Choose Odoo when the business needs broader modularity, stronger front-end usability, faster process expansion across warehouse and customer-facing workflows, and access to a larger partner ecosystem. It is often the better fit for 3PLs, multi-site operators, and organizations that expect evolving process requirements across sales, service, fulfillment, and customer collaboration.
In both cases, the most reliable platform selection framework starts with process criticality mapping, integration dependency analysis, deployment governance design, and a three-year TCO model. Logistics teams should validate warehouse mobility, exception handling, maintenance workflows, reporting latency, and upgrade impact through scenario-based demos rather than generic feature checklists.
Final verdict: which platform is better for warehouse and fleet coordination?
There is no universal winner. ERPNext is usually the stronger choice for logistics teams seeking cost control, architectural transparency, and a manageable ERP core that can be tailored by a capable internal or partner technical team. Odoo is usually the stronger choice for organizations that need broader modular process coverage, faster user-facing workflow enablement, and more ecosystem options for warehouse and fleet-adjacent requirements.

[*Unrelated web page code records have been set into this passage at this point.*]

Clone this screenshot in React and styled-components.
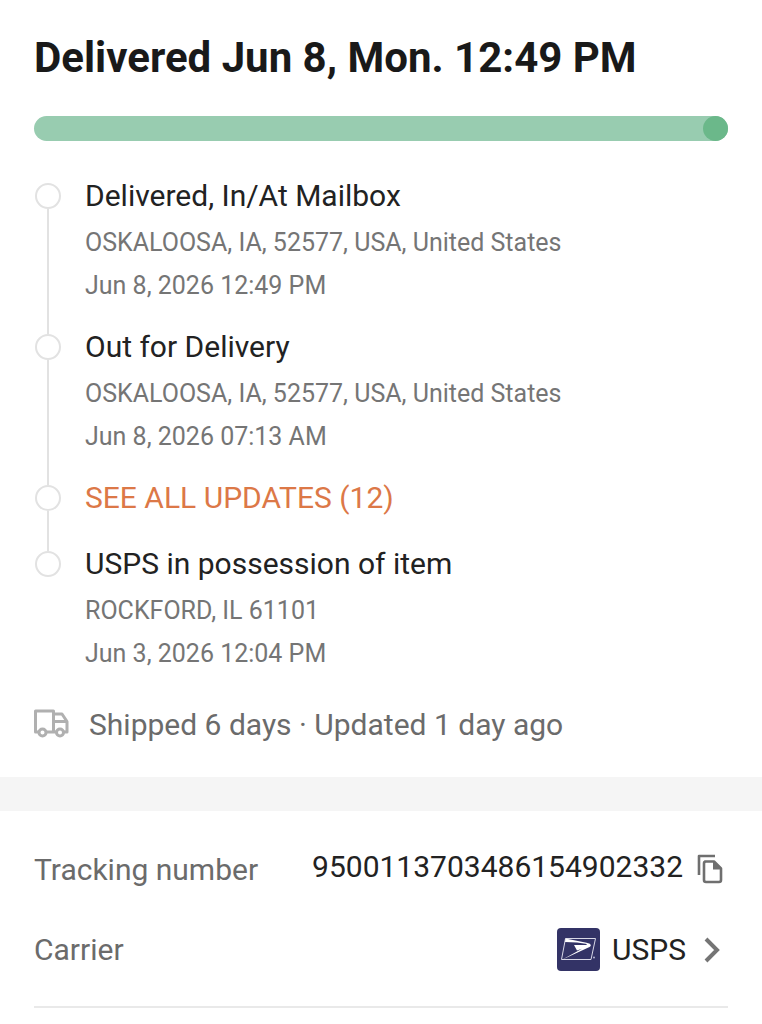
import React from 'react';
import styled, { createGlobalStyle } from 'styled-components';

const GlobalStyle = createGlobalStyle`
  body {
    margin: 0;
    background: #fff;
    color: #222;
    font-family: Roboto, "Liberation Sans", sans-serif;
  }
`;
const Section = styled.section`
  padding: ${(props) => props.$padding};
`;
const Heading = styled.h1`
  margin: 0;
  font-size: 42px;
  line-height: 50px;
  font-weight: 700;
  color: #191919;
`;
const Track = styled.div`
  display: flex;
  justify-content: flex-end;
  height: 25px;
  margin-top: 33px;
  border-radius: 13px;
  background: #98ccb0;
`;
const Knob = styled.span`
  width: 25px;
  height: 25px;
  border-radius: 50%;
  background: #6bb88a;
`;
const Timeline = styled.ol`
  list-style: none;
  margin: 35px 0 0;
  padding: 0;
`;
const Step = styled.li`
  display: flex;
  gap: 24px;
`;
const Rail = styled.div`
  display: flex;
  flex-direction: column;
  align-items: center;
  width: 27px;
`;
const Line = styled.span`
  width: 2px;
  height: 7px;
  flex-grow: ${(props) => (props.$grow ? 1 : 0)};
  background: ${(props) => (props.$hidden ? 'transparent' : '#e2e2e2')};
`;
const Dot = styled.span`
  box-sizing: border-box;
  width: 26px;
  height: 26px;
  flex-shrink: 0;
  border: 2px solid #e2e2e2;
  border-radius: 50%;
`;
const StepBody = styled.div`
  flex: 1;
  padding-bottom: ${(props) => props.$gap}px;
`;
const StepTitle = styled.h2`
  margin: 0 0 5px;
  font-size: 30px;
  line-height: 40px;
  font-weight: 400;
`;
const StepDetail = styled.p`
  margin: 0;
  font-size: 25px;
  line-height: 43px;
  color: #757575;
`;
const SeeAll = styled.button`
  display: block;
  padding: 0;
  border: 0;
  background: none;
  color: #dc7847;
  font: inherit;
  font-size: 30px;
  line-height: 40px;
  cursor: pointer;
`;
const Summary = styled.p`
  display: flex;
  align-items: center;
  gap: 20px;
  margin: 30px 0 0;
  font-size: 30px;
  line-height: 40px;
  color: #6b6b6b;
`;
const Divider = styled.div`
  height: 34px;
  background: #f5f5f5;
`;
const Details = styled.dl`
  margin: 0;
  padding-bottom: 35px;
  border-bottom: 2px solid #e9e9e9;
  font-size: 30px;
  line-height: 40px;
`;
const DetailRow = styled.div`
  display: flex;
  justify-content: space-between;
  align-items: ${(props) => props.$align || 'center'};
  & + & {
    margin-top: 38px;
  }
`;
const Label = styled.dt`
  color: #6b6b6b;
`;
const Value = styled.dd`
  display: flex;
  align-items: flex-end;
  gap: 14px;
  margin: 0;
  line-height: 34px;
`;
const CopyButton = styled.button`
  display: flex;
  padding: 0 5px 0 0;
  border: 0;
  background: none;
  cursor: pointer;
`;
const CarrierLink = styled.a`
  display: flex;
  align-items: center;
  gap: 12px;
  color: inherit;
  text-decoration: none;
`;

const TruckIcon = () => (
  <svg width="35" height="32" viewBox="0 0 35 32" fill="none" stroke="#b0b0b0" strokeWidth="3" strokeLinejoin="round" aria-hidden="true">
    <path d="M5 23H1.500V2H19.500v21M12.500 23h10M19.500 5h8.500l5 7.500V23h-3M19.500 12.500H33" />
    <circle cx="8.500" cy="23.500" r="3.500" />
    <circle cx="26" cy="23.500" r="3.500" />
  </svg>
);

const CopyIcon = () => (
  <svg width="26" height="30" viewBox="0 0 26 30" fill="none" stroke="#6f6f6f" strokeWidth="2.600" strokeLinejoin="round" aria-hidden="true">
    <path d="M2 21V2h16" />
    <path d="M8 7.500h9l7 7V26q0 2-2 2H9q-2 0-2-2V9.500q0-2 2-2z" />
    <path d="M16 7v8.500h8.500z" fill="#6f6f6f" stroke="none" />
  </svg>
);

const UspsLogo = () => (
  <svg width="43" height="43" viewBox="0 0 43 43" aria-hidden="true">
    <rect width="43" height="43" rx="4" fill="#333366" />
    <path d="M8.500 10.500H38.500L34 31.500H4.500z" fill="none" stroke="#d8d8e6" strokeWidth="1" />
    <path d="M8.500 10.500l21 4.200c4.500.9 5.500 2.800 3 4.300L5 31.800l20-11-5 1.700-3-5.500h12c1.500-.3 1-1-.5-1.300L20 14.500l-12-.5z" fill="#fff" />
    <circle cx="37" cy="29.500" r="1" fill="#b8b8d0" />
  </svg>
);

const ChevronIcon = () => (
  <svg width="30" height="30" viewBox="0 0 30 30" fill="none" stroke="#757575" strokeWidth="4" aria-hidden="true">
    <path d="M8 4l11 11L8 26" />
  </svg>
);

const steps = [
  { title: 'Delivered, In/At Mailbox', place: 'OSKALOOSA, IA, 52577, USA, United States', date: 'Jun 8, 2026 12:49 PM' },
  { title: 'Out for Delivery', place: 'OSKALOOSA, IA, 52577, USA, United States', date: 'Jun 8, 2026 07:13 AM' },
  { more: 'SEE ALL UPDATES (12)' },
  { title: 'USPS in possession of item', place: 'ROCKFORD, IL 61101', date: 'Jun 3, 2026 12:04 PM' },
];

const TimelineStep = ({ step, first, last }) => (
  <Step>
    <Rail>
      <Line $hidden={first} />
      <Dot />
      {!last && <Line $grow />}
    </Rail>
    {step.more ? (
      <StepBody $gap={26}>
        <SeeAll type="button">{step.more}</SeeAll>
      </StepBody>
    ) : (
      <StepBody $gap={last ? 0 : 20}>
        <StepTitle>{step.title}</StepTitle>
        <StepDetail>{step.place}</StepDetail>
        <StepDetail>{step.date}</StepDetail>
      </StepBody>
    )}
  </Step>
);

const App = () => (
  <main>
    <GlobalStyle />
    <Section $padding="33px 34px 32px">
      <Heading>Delivered Jun 8, Mon. 12:49 PM</Heading>
      <Track>
        <Knob />
      </Track>
      <Timeline>
        {steps.map((step, i) => (
          <TimelineStep key={i} step={step} first={i === 0} last={i === steps.length - 1} />
        ))}
      </Timeline>
      <Summary>
        <TruckIcon />
        Shipped 6 days · Updated 1 day ago
      </Summary>
    </Section>
    <Divider />
    <Section $padding="39px 34px 16px">
      <Details>
        <DetailRow $align="flex-start">
          <Label>Tracking number</Label>
          <Value>
            9500113703486154902332
            <CopyButton type="button" aria-label="Copy tracking number">
              <CopyIcon />
            </CopyButton>
          </Value>
        </DetailRow>
        <DetailRow>
          <Label>Carrier</Label>
          <Value>
            <CarrierLink href="#carrier">
              <UspsLogo />
              USPS
              <ChevronIcon />
            </CarrierLink>
          </Value>
        </DetailRow>
      </Details>
    </Section>
  </main>
);

export default App;
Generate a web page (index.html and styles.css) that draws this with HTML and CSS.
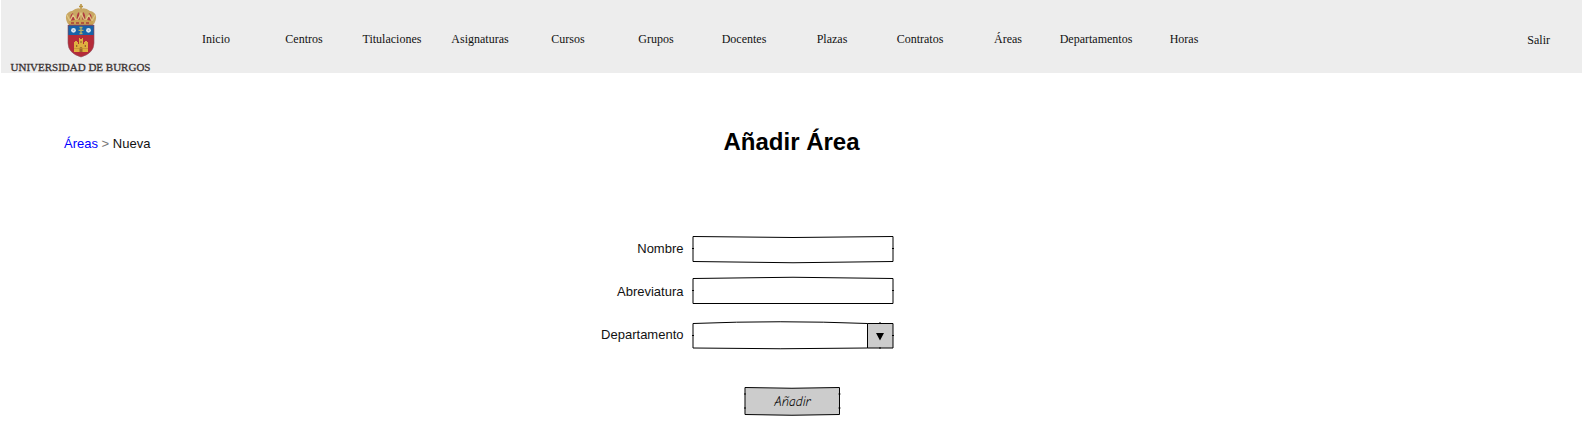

For SysGenPro-style enterprise evaluation, the deciding factor is operational fit rather than brand preference. If your logistics model depends on disciplined standardization, controlled customization, and lower lock-in risk, ERPNext deserves serious consideration. If your modernization strategy prioritizes modular expansion, user adoption, and ecosystem-led capability growth, Odoo may offer the better path. The right decision comes from matching platform architecture to operating model, governance maturity, and transformation readiness.